As a freshman in 2013–14, Hornsby averaged 3.7 points, 3.3 rebounds, 1.1 assists, and 0.6 steals per game, as he shot .362 from the field and .717 from the free throw line. As a sophomore in 2014–15 he averaged 6.8 points, 5.2 rebounds, 1.6 assists, and 1.3 steals per game, as he shot .470 from the field, .400 from the 3-point line, and .639 from the free throw line.

As a junior in 2015–16, he averaged 7.8 points, 6.9 rebounds (7th in the Big Sky Conference), 1.6 assists, 1.2 steals, and 0.7 blocked shots per game. Hornsby shot.433 from the field and .662 from the free throw line. Among Big Sky players, he ranked fifth in offensive rebounds per game (2.2).

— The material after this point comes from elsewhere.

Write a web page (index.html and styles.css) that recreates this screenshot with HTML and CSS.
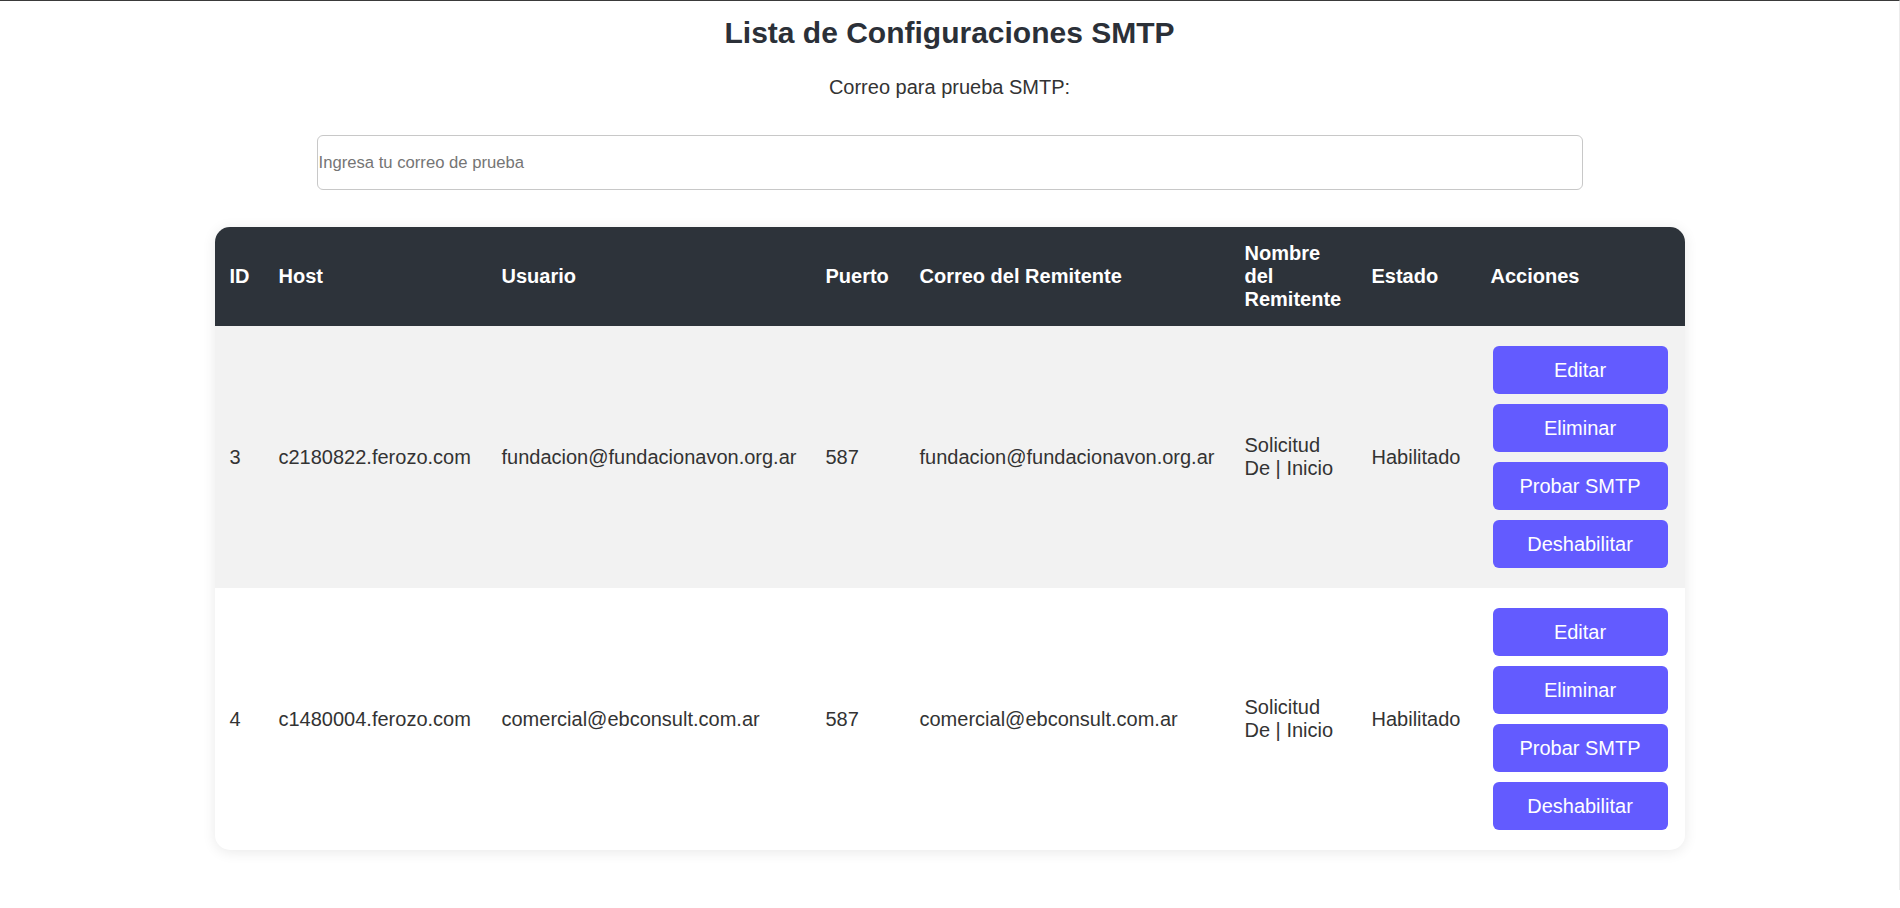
FILE: index.html
```html
<!DOCTYPE html>
<html lang="es">
<head>
<meta charset="utf-8">
<title>Lista de Configuraciones SMTP</title>
<link rel="stylesheet" href="styles.css">
</head>
<body>
<main class="page">
  <h2 class="title">Lista de Configuraciones SMTP</h2>
  <label class="test-label" for="testEmail">Correo para prueba SMTP:</label>
  <input class="test-input" id="testEmail" type="email" placeholder="Ingresa tu correo de prueba">

  <div class="card">
    <table class="smtp-table">
      <colgroup>
        <col class="c-id"><col class="c-host"><col class="c-user"><col class="c-port">
        <col class="c-from"><col class="c-name"><col class="c-state"><col class="c-actions">
      </colgroup>
      <thead>
        <tr>
          <th>ID</th>
          <th>Host</th>
          <th>Usuario</th>
          <th>Puerto</th>
          <th>Correo del Remitente</th>
          <th>Nombre del Remitente</th>
          <th>Estado</th>
          <th>Acciones</th>
        </tr>
      </thead>
      <tbody>
        <tr class="row-alt">
          <td>3</td>
          <td>c2180822.ferozo.com</td>
          <td>fundacion@fundacionavon.org.ar</td>
          <td>587</td>
          <td>fundacion@fundacionavon.org.ar</td>
          <td>Solicitud De | Inicio</td>
          <td>Habilitado</td>
          <td>
            <div class="actions">
              <button class="btn">Editar</button>
              <button class="btn">Eliminar</button>
              <button class="btn">Probar SMTP</button>
              <button class="btn">Deshabilitar</button>
            </div>
          </td>
        </tr>
        <tr>
          <td>4</td>
          <td>c1480004.ferozo.com</td>
          <td>comercial@ebconsult.com.ar</td>
          <td>587</td>
          <td>comercial@ebconsult.com.ar</td>
          <td>Solicitud De | Inicio</td>
          <td>Habilitado</td>
          <td>
            <div class="actions">
              <button class="btn">Editar</button>
              <button class="btn">Eliminar</button>
              <button class="btn">Probar SMTP</button>
              <button class="btn">Deshabilitar</button>
            </div>
          </td>
        </tr>
      </tbody>
    </table>
  </div>
</main>
</body>
</html>
```

FILE: styles.css
```css
html {
  border-top: 1px solid #3a3a3a;
  border-right: 1px solid #ececec;
  background: #fff;
}
body {
  margin: 0;
  font-family: "Liberation Sans", Arial, sans-serif;
  color: #333;
  font-size: 20px;
}
.page {
  display: flex;
  flex-direction: column;
  align-items: center;
  padding-top: 15px;
  padding-bottom: 40px;
}
.title {
  margin: 0;
  font-size: 30px;
  font-weight: bold;
  color: #2b3038;
  line-height: 34px;
}
.test-label {
  margin-top: 26px;
  font-size: 20px;
  line-height: 23px;
  color: #333;
}
.test-input {
  margin-top: 36px;
  width: 1266px;
  height: 55px;
  box-sizing: border-box;
  border: 1px solid #c8c8c8;
  border-radius: 6px;
  padding: 0 1px;
  font-family: "Liberation Sans", Arial, sans-serif;
  font-size: 16.67px;
  color: #333;
  outline: none;
}
.test-input::placeholder {
  color: #757575;
}
.card {
  margin-top: 37px;
  width: 1470px;
  border-radius: 15px;
  overflow: hidden;
  box-shadow: 0 2px 14px rgba(0, 0, 0, 0.09);
  background: #fff;
}
.smtp-table {
  width: 100%;
  border-collapse: collapse;
  table-layout: fixed;
}
.c-id { width: 49px; }
.c-host { width: 223px; }
.c-user { width: 324px; }
.c-port { width: 94px; }
.c-from { width: 325px; }
.c-name { width: 127px; }
.c-state { width: 119px; }
.c-actions { width: 209px; }
.smtp-table th {
  background: #2d333a;
  color: #fff;
  font-weight: bold;
  text-align: left;
  padding: 15px;
  line-height: 23px;
  vertical-align: middle;
}
.smtp-table td {
  padding: 15px;
  line-height: 23px;
  vertical-align: middle;
  color: #333;
  white-space: normal;
}
.row-alt td {
  background: #f2f2f2;
}
.actions {
  display: flex;
  flex-direction: column;
  align-items: center;
  gap: 10px;
  padding: 5px 0;
}
.btn {
  width: 175px;
  height: 48px;
  border: none;
  border-radius: 6px;
  background: #635bff;
  color: #fff;
  font-family: "Liberation Sans", Arial, sans-serif;
  font-size: 20px;
  padding: 0;
  cursor: pointer;
}
```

As a senior in 2016–17 Hornsby was team tri-captain, and averaged 11.3 points, 8.0 rebounds (3rd in the conference), 1.5 assists, 1.2 steals, and 0.6 blocked shots per game as he shot .504 from the field, .380 from the 3-point line, and .712 from the free throw line. Among Big Sky players, he ranked third in rebounding, second in defensive rebounding (5.9 per game), and seventh in offensive rebounding (2.2 per game). He was named Big Sky Player of the Week and Sacramento State Student-Athlete of the Week after averaging 22.5 points, 12.5 rebounds and 1.5 steals in wins at Southern Utah and Northern Arizona. He graduated ranked among the top 20 players in school history in 12 statistical categories, including 3rd in rebounds (723), and 7th in steals (133).

==Professional career==
In September 2017, Hornsby signed with the Giessen 46ers of the German ProB (3rd division). He averaged 13.8 points, 7.5 rebounds, and 2.2 steals (5th in the division) per game. He played in 2018–20 for the Bayer Giants Leverkusen of the German ProB (averaging 12.2 points and 7.9 rebounds (10th in the division) per game) and ProA (averaging 14.2 points per game) (second) divisions.

Hornsby has played in Israel since 2020 for Hapoel Be'er Sheva of the Israeli Basketball Premier League, at the forward position. In 2020–21, he averaged 7.7 points and 4.2 rebounds per game. Hornsby re-signed with the team on July 11, 2021.

On October 8, 2024, Hornsby signed with Dorados de Chihuahua of the Liga Nacional de Baloncesto Profesional.

On January 23, 2026, Hornsby recorded a career-high 36 points to go along with 16 rebounds in a 72–79 loss over the Tangerang Hawks.